Il mondo magico e il mondo normale (o babbano) sono due mondi distinti simultaneamente presenti, ripiegati l’uno nell’altro. Questa dimensione di ripiegatura è ben evidente nel caso dell’abitazione della famiglia Black al numero dodici di Grimmauld Place, che si trova ripiegata tra il numero undici e il numero tredici: «Una porta malconcia affiorò dal nulla. Era come se una casa in più si fosse gonfiata, spingendo da parte quelle ai lati» (Harry Potter e l’ordine della fenice). Si pensi, oltre che alla casa dei Black, a Diagon Alley che si apre “dietro” il Paiolo Magico situato in Charing Cross Road a Londra, e al binario nove e tre quarti che si trova “tra” il binario nove e il binario dieci di King’s Cross Station. Il mondo magico è uno spazio altro che abita nelle pieghe del mondo normale, al contempo fuori degli spazi in cui si trova incluso. L’altro mondo magico ha tratti in comune con quelle che Foucault chiamava eterotrofie, e più precisamente con quelle che chiamava eterotrofie di crisi: spazi riservati agli individui che vivono in uno stato di crisi nei confronti della società e dell’ambiente umano circostante, come ad esempio gli adolescenti.
Secondo Foucault le eterotopie di crisi stanno scomparendo a favore delle eterotopie di deviazione, spazi «in cui vengono collocati gli individui che hanno un comportamento deviante rispetto alla media o alla norma richiesta» (Eterotopia). L’eterotopia del mondo magico si presenta come la contestazione in atto, e l’effettiva decostruzione, non solo dell’unicità del mondo presunto normale, e del suo modello di razionalità tecnico-scientifica, ma anche dell’idea di eterotopie di deviazione quali spazi di reclusione dei soggetti che non si adeguano alla presunta normalità del mondo. La sua forza di rottura è quella propria del fantastico: «Tutto il fantastico – come scrive Caillois – è rottura dell’ordine riconosciuto, irruzione dell’inammissibile in seno all’inalterabile legalità quotidiana» (Nel cuore del fantastico), è l’incondizionata affermazione di un diritto all’esistenza di un mondo altro.

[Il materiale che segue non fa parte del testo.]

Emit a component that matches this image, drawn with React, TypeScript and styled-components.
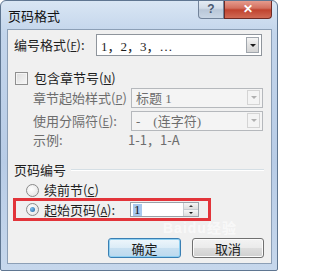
import React from "react";
import styled, { createGlobalStyle } from "styled-components";

const GlobalStyle = createGlobalStyle`
  html, body {
    margin: 0;
    padding: 0;
    background: #ffffff;
  }
  body {
    font-family: "Noto Sans CJK SC", "Liberation Sans", sans-serif;
    font-size: 13px;
    color: #1e1e1e;
  }
`;

const Window = styled.div`
  position: relative;
  width: 278px;
  height: 271px;
  box-sizing: border-box;
  border: 1px solid #5f7691;
  border-radius: 6px 6px 2px 2px;
  background: linear-gradient(180deg, #d9e6f4 0%, #c3d5eb 12%, #b8cce6 60%, #c6d7ec 100%);
  display: flex;
  flex-direction: column;
  overflow: hidden;
`;

const TitleBar = styled.div`
  height: 28px;
  display: flex;
  justify-content: space-between;
  align-items: flex-start;
  padding-left: 7px;
  padding-right: 5px;
`;

const TitleText = styled.div`
  font-size: 13px;
  line-height: 29px;
  color: #111;
`;

const Controls = styled.div`
  display: flex;
  margin-top: -1px;
`;

const CaptionButton = styled.div<{ $close?: boolean }>`
  width: ${(p) => (p.$close ? 48 : 26)}px;
  height: 19px;
  box-sizing: border-box;
  display: flex;
  align-items: center;
  justify-content: center;
  border: 1px solid ${(p) => (p.$close ? "#6e2a24" : "#72839a")};
  border-top: none;
  border-radius: ${(p) => (p.$close ? "0 0 4px 0" : "0 0 0 4px")};
  background: ${(p) =>
    p.$close
      ? "linear-gradient(180deg, #e8a194 0%, #d3705f 45%, #c0432f 55%, #d06a55 100%)"
      : "linear-gradient(180deg, #e6edf5 0%, #d2dce8 45%, #b9c7d8 55%, #c9d6e5 100%)"};
  color: ${(p) => (p.$close ? "#ffffff" : "#4a5870")};
  font-family: "Liberation Sans", sans-serif;
  font-weight: bold;
  font-size: 12px;
`;

const Client = styled.div`
  flex: 1;
  margin: 0 5px 6px 6px;
  border: 1px solid #8c9fb6;
  background: #f0f0f0;
  display: flex;
  flex-direction: column;
  padding: 0 7px 0 6px;
`;

const Row = styled.div<{ $h: number; $mt: number; $pl?: number }>`
  height: ${(p) => p.$h}px;
  margin-top: ${(p) => p.$mt}px;
  padding-left: ${(p) => p.$pl ?? 0}px;
  display: flex;
  align-items: center;
`;

const Label = styled.span<{ $w?: number; $disabled?: boolean }>`
  width: ${(p) => (p.$w ? `${p.$w}px` : "auto")};
  flex-shrink: 0;
  white-space: nowrap;
  color: ${(p) => (p.$disabled ? "#6d6d6d" : "#1e1e1e")};
  font-size: 13px;
  line-height: 16px;
`;

const Key = styled.span`
  text-decoration: underline;
  font-size: 11px;
`;

const Combo = styled.div<{ $w: number; $h: number; $disabled?: boolean }>`
  width: ${(p) => p.$w}px;
  height: ${(p) => p.$h}px;
  box-sizing: border-box;
  border: 1px solid ${(p) => (p.$disabled ? "#b5b8bc" : "#8f959c")};
  background: ${(p) => (p.$disabled ? "#f4f4f4" : "#ffffff")};
  display: flex;
  align-items: center;
  justify-content: space-between;
  padding: 0 2px 0 4px;
  color: ${(p) => (p.$disabled ? "#6d6d6d" : "#1e1e1e")};
  font-family: "Liberation Serif", "Noto Sans CJK SC", serif;
  font-size: 13px;
`;

const DropButton = styled.div<{ $disabled?: boolean }>`
  width: 13px;
  height: ${(p) => (p.$disabled ? 15 : 16)}px;
  box-sizing: border-box;
  border: 1px solid ${(p) => (p.$disabled ? "#d4d4d4" : "#a0a6ad")};
  background: ${(p) =>
    p.$disabled ? "#f4f4f4" : "linear-gradient(180deg, #f5f5f5 0%, #e2e2e2 50%, #d4d4d4 100%)"};
  display: flex;
  align-items: center;
  justify-content: center;
`;

const Arrow = styled.div<{ $disabled?: boolean; $up?: boolean; $size?: number }>`
  width: 0;
  height: 0;
  border-left: ${(p) => p.$size ?? 3.5}px solid transparent;
  border-right: ${(p) => p.$size ?? 3.5}px solid transparent;
  ${(p) =>
    p.$up
      ? `border-bottom: ${(p.$size ?? 3.5) - 0.5}px solid ${p.$disabled ? "#b0b0b0" : "#3c3c3c"};`
      : `border-top: ${(p.$size ?? 3.5) - 0.5}px solid ${p.$disabled ? "#b0b0b0" : "#1a1a1a"};`}
`;

const CheckBox = styled.div`
  width: 11px;
  height: 11px;
  border: 1px solid #8f8f8f;
  background: linear-gradient(135deg, #dcdcdc 0%, #f7f7f7 100%);
  box-shadow: inset 0 0 0 1px #f4f4f4;
  margin: 0 6px 0 1px;
`;

const Radio = styled.div<{ $checked?: boolean }>`
  width: 11px;
  height: 11px;
  border-radius: 50%;
  border: 1px solid #8a8a8a;
  background: radial-gradient(circle at 40% 40%, #ffffff 0%, #e0e0e0 100%);
  display: flex;
  align-items: center;
  justify-content: center;
  margin-right: 5px;
  &::after {
    content: "";
    display: ${(p) => (p.$checked ? "block" : "none")};
    width: 5px;
    height: 5px;
    border-radius: 50%;
    background: radial-gradient(circle at 35% 35%, #7fc0f0 0%, #1f5f9a 100%);
  }
`;

const GroupHeading = styled.div`
  display: flex;
  align-items: center;
  gap: 5px;
  width: 100%;
`;

const Divider = styled.div`
  flex: 1;
  height: 0;
  border-top: 1px solid #d5dfe5;
  border-bottom: 1px solid #ffffff;
`;

const Highlight = styled.div`
  margin-top: -1px;
  margin-left: -1px;
  width: 198px;
  height: 23px;
  box-sizing: border-box;
  border: 3px solid #e2343a;
  display: flex;
  align-items: center;
  padding-left: 10px;
`;

const Spin = styled.div`
  width: 69px;
  height: 15px;
  box-sizing: border-box;
  border: 1px solid #9ba1a8;
  background: #ffffff;
  display: flex;
  align-items: center;
  justify-content: space-between;
  margin-left: 2px;
`;

const Selected = styled.span`
  background: #a8c8ee;
  color: #1a1a1a;
  font-family: "Liberation Serif", serif;
  font-size: 13px;
  line-height: 12px;
  padding: 0 1px;
  margin-left: 2px;
`;

const SpinButtons = styled.div`
  width: 14px;
  height: 13px;
  display: flex;
  flex-direction: column;
  border-left: 1px solid #c8cdd2;
`;

const SpinHalf = styled.div`
  flex: 1;
  display: flex;
  align-items: center;
  justify-content: center;
  background: linear-gradient(180deg, #f6f6f6 0%, #dedede 100%);
  border-bottom: 1px solid #c8cdd2;
  &:last-child {
    border-bottom: none;
  }
`;

const ButtonRow = styled.div`
  margin-top: 17px;
  display: flex;
  justify-content: flex-end;
  gap: 11px;
`;

const Button = styled.div<{ $default?: boolean }>`
  width: ${(p) => (p.$default ? 73 : 72)}px;
  height: 20px;
  box-sizing: border-box;
  border: 1px solid ${(p) => (p.$default ? "#3a7fb3" : "#707070")};
  border-radius: 3px;
  background: ${(p) =>
    p.$default
      ? "linear-gradient(180deg, #eef6fb 0%, #dcecf7 48%, #c8e0f1 52%, #bcd9ee 100%)"
      : "linear-gradient(180deg, #f3f3f3 0%, #ebebeb 48%, #dddddd 52%, #cfcfcf 100%)"};
  box-shadow: ${(p) => (p.$default ? "inset 0 0 0 1px #8fd0f2" : "inset 0 0 0 1px #fbfbfb")};
  display: flex;
  align-items: center;
  justify-content: center;
  font-size: 13px;
  color: #1a1a1a;
`;

const Watermark = styled.div`
  position: absolute;
  left: 162px;
  top: 220px;
  font-family: "Liberation Sans", "Noto Sans CJK SC", sans-serif;
  font-size: 14px;
  line-height: 15px;
  font-weight: bold;
  color: rgba(255, 255, 255, 0.6);
  letter-spacing: 1px;
  pointer-events: none;
  white-space: nowrap;
`;

function App(): JSX.Element {
  return (
    <>
      <GlobalStyle />
      <Window>
        <TitleBar>
          <TitleText>页码格式</TitleText>
          <Controls>
            <CaptionButton>?</CaptionButton>
            <CaptionButton $close>✕</CaptionButton>
          </Controls>
        </TitleBar>
        <Client>
          <Row $h={22} $mt={4}>
            <Label $w={82}>
              编号格式(<Key>F</Key>):
            </Label>
            <Combo $w={166} $h={22}>
              <span>1，2，3，…</span>
              <DropButton>
                <Arrow />
              </DropButton>
            </Combo>
          </Row>
          <Row $h={18} $mt={13}>
            <CheckBox />
            <Label>
              包含章节号(<Key>N</Key>)
            </Label>
          </Row>
          <Row $h={21} $mt={0} $pl={19}>
            <Label $w={98} $disabled>
              章节起始样式(<Key>P</Key>)
            </Label>
            <Combo $w={132} $h={20} $disabled>
              <span>标题 1</span>
              <DropButton $disabled>
                <Arrow $disabled />
              </DropButton>
            </Combo>
          </Row>
          <Row $h={21} $mt={2} $pl={19}>
            <Label $w={98} $disabled>
              使用分隔符(<Key>E</Key>):
            </Label>
            <Combo $w={132} $h={20} $disabled>
              <span>-&nbsp;&nbsp;&nbsp;&nbsp;(连字符)</span>
              <DropButton $disabled>
                <Arrow $disabled />
              </DropButton>
            </Combo>
          </Row>
          <Row $h={18} $mt={0} $pl={19}>
            <Label $w={95} $disabled>
              示例:
            </Label>
            <Label $disabled>1-1，1-A</Label>
          </Row>
          <Row $h={18} $mt={12} $pl={-1}>
            <GroupHeading>
              <Label>页码编号</Label>
              <Divider />
            </GroupHeading>
          </Row>
          <Row $h={18} $mt={2} $pl={12}>
            <Radio />
            <Label>
              续前节(<Key>C</Key>)
            </Label>
          </Row>
          <Highlight>
            <Radio $checked />
            <Label $w={84}>
              起始页码(<Key>A</Key>):
            </Label>
            <Spin>
              <Selected>1</Selected>
              <SpinButtons>
                <SpinHalf>
                  <Arrow $up $size={2.5} />
                </SpinHalf>
                <SpinHalf>
                  <Arrow $size={2.5} />
                </SpinHalf>
              </SpinButtons>
            </Spin>
          </Highlight>
          <ButtonRow>
            <Button $default>确定</Button>
            <Button>取消</Button>
          </ButtonRow>
        </Client>
        <Watermark>Baidu经验</Watermark>
      </Window>
    </>
  );
}

export default App;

Il messaggio che ci arriva dai testi della Rowling è l’opposto di un invito a rifugiarsi nel sogno e nelle illusioni: è un invito, piuttosto, a non rassegnarsi a vivere imprigionati in un solo mondo – nel presunto mondo normale. Come all’interno del romanzo Harry Potter e la pietra filosofale le lettere rivelano a Harry la verità di un altro mondo in cui esistere – imparando nuovi linguaggi, acquisendo nuovi saperi, entrando in nuove reti di relazioni –, allo stesso modo la letteratura, e nel caso specifico la saga di Harry Potter, ci rivela un mondo: apre per noi la verità di un mondo in cui esistere. Ogni romanzo della saga è come una specie di lettera spedita dall’altro mondo, che ci chiede di rispondere: vale a dire di accogliere e farci carico della verità di quel mondo che rovescia l’ordinario. È quanto ha affermato Heidegger: «L’arte è il porsi in opera della verità», e «il porsi in opera della verità apre il prodigioso, rovescia l’ordinario e ciò che è mantenuto come tale». Nell’opera così intesa «ci colpisce l’urto del prodigioso, respingendo ciò che fino allora appariva normale» (L’origine dell’opera d’arte, in Sentieri interrotti).